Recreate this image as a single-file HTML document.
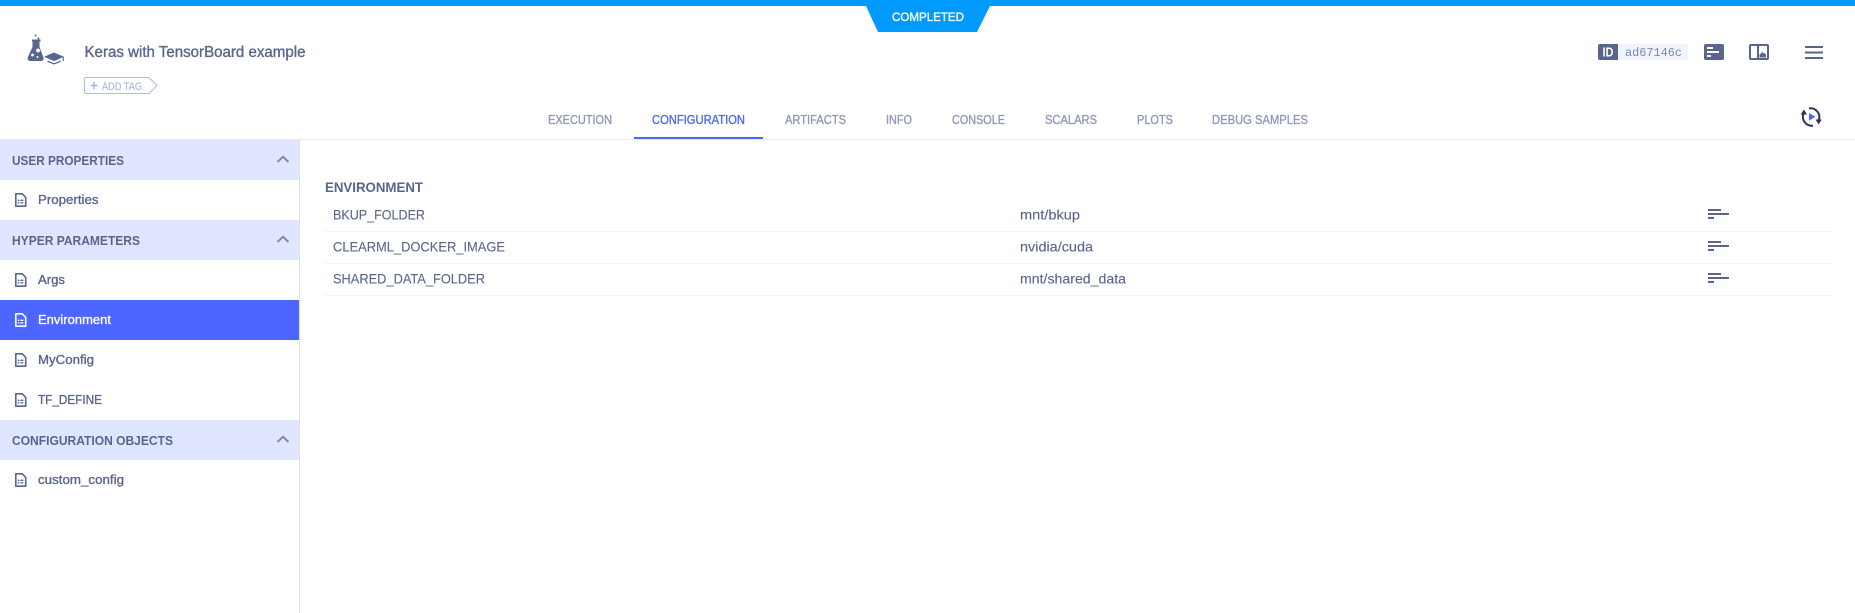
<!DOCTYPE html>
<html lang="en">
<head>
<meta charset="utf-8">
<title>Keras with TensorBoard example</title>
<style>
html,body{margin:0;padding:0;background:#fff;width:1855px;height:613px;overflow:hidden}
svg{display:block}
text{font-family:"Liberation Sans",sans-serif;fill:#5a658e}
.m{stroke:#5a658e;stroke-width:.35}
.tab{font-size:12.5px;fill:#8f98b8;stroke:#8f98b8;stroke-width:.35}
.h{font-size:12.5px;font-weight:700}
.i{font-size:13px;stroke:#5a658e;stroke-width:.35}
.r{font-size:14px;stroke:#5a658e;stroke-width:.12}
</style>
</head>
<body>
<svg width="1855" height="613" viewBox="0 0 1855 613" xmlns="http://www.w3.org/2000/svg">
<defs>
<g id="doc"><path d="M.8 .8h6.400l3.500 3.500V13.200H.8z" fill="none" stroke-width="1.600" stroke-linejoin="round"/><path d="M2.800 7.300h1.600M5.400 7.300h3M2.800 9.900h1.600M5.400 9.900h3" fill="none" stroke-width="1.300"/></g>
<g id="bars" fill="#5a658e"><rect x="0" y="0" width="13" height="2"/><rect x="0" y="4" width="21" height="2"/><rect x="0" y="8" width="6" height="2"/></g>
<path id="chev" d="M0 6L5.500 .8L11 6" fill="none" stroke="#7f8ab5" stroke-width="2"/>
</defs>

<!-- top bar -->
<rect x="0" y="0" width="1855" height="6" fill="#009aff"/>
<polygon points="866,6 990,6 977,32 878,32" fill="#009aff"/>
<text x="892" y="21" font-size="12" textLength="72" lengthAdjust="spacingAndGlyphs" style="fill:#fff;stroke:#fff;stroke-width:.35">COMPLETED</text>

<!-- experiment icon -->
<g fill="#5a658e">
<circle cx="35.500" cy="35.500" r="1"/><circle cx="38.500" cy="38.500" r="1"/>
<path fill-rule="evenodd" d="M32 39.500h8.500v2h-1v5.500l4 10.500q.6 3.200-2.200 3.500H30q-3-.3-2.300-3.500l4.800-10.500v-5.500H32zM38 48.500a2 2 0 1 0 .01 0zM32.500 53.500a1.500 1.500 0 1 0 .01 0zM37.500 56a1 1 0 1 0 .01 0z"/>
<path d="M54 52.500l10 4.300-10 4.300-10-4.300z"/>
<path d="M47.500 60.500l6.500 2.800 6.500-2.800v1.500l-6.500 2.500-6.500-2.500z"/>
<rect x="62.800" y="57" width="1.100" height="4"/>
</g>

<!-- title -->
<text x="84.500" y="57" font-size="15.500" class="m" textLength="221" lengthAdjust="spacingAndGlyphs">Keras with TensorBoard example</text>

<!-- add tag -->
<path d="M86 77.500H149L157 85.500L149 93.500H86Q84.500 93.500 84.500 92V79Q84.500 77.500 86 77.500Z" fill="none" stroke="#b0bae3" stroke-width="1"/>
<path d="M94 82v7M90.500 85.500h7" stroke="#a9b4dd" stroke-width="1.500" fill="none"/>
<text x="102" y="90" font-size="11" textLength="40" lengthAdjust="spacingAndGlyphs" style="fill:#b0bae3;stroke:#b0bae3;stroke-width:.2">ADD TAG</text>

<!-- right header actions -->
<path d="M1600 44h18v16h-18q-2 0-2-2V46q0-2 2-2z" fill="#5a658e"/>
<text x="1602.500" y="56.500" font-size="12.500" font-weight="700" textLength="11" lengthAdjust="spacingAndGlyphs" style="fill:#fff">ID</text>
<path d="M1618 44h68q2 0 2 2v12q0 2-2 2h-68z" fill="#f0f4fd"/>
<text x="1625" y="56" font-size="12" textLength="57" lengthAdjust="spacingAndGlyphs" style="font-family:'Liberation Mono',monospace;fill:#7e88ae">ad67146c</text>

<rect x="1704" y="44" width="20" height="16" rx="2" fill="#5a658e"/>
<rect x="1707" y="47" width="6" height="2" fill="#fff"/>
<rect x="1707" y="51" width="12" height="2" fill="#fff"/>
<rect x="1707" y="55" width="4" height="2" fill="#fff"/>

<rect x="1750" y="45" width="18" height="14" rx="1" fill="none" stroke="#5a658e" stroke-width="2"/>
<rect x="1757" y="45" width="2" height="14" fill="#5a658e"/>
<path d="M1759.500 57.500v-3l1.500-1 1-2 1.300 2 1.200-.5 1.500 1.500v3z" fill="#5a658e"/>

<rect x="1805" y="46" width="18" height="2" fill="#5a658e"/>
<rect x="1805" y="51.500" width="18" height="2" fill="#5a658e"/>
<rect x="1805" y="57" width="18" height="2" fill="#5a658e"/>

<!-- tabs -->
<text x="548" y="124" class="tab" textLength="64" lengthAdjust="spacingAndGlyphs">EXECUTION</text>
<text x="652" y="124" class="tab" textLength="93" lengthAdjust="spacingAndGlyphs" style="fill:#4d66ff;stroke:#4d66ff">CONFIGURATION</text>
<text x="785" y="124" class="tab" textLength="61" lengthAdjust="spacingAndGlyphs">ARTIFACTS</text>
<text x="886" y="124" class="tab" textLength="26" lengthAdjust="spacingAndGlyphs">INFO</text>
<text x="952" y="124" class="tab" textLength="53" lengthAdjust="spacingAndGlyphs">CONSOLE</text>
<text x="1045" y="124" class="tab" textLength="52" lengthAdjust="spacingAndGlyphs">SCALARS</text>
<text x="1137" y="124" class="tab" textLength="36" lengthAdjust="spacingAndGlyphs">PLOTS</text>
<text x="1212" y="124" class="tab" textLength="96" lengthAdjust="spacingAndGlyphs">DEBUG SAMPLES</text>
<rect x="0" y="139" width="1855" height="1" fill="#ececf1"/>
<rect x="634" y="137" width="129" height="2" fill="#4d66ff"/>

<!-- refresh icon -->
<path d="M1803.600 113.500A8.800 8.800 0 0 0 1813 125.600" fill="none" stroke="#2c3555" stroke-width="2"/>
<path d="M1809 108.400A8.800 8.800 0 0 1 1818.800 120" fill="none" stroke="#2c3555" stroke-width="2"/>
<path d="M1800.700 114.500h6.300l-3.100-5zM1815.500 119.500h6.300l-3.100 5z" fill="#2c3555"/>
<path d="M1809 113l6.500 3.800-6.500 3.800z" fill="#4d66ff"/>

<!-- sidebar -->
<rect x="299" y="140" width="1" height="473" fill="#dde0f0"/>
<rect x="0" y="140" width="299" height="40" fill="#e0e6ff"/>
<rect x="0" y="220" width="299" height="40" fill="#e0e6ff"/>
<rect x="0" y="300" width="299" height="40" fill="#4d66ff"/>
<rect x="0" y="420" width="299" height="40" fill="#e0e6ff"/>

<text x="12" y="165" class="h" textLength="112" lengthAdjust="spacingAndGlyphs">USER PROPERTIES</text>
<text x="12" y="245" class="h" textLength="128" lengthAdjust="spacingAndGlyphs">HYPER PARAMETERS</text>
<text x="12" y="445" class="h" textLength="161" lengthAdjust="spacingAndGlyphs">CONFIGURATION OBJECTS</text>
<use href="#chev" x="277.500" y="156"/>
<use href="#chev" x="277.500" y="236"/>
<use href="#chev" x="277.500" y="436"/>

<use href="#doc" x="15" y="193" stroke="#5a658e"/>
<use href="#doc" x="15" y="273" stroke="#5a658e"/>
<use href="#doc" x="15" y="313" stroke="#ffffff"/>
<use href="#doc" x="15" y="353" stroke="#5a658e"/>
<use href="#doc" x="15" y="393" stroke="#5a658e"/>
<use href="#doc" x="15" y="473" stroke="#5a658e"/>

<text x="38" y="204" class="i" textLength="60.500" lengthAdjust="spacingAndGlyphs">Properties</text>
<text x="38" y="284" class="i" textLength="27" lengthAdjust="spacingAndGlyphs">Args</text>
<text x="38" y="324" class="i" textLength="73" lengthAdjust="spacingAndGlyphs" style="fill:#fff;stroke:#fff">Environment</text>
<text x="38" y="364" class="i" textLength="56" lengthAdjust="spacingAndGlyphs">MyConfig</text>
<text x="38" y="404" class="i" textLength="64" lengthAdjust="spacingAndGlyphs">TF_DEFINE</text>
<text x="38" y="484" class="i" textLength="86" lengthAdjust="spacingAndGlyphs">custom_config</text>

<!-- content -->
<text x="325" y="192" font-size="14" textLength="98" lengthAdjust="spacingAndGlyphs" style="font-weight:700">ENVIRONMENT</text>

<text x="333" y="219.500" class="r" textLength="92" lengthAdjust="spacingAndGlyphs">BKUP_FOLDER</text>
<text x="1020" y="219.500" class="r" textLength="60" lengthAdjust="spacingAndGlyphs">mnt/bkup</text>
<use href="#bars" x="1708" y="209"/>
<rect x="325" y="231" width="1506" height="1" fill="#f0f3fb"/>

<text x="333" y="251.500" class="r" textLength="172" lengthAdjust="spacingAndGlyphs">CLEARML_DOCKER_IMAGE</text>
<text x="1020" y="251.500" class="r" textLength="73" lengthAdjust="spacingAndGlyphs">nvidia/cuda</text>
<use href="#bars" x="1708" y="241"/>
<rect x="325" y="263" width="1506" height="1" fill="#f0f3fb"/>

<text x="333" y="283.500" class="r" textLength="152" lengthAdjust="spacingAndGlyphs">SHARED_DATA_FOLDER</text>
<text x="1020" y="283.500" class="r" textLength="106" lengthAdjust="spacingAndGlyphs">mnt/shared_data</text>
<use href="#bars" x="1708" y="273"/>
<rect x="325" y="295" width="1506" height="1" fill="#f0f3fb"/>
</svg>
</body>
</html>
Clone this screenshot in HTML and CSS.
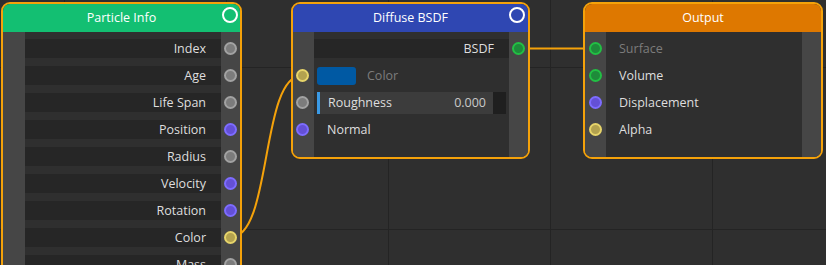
####################
§ **Aim**: Scan the records above, count the lines with "this" in them, and give only the number.

§ **Finished answer**: 2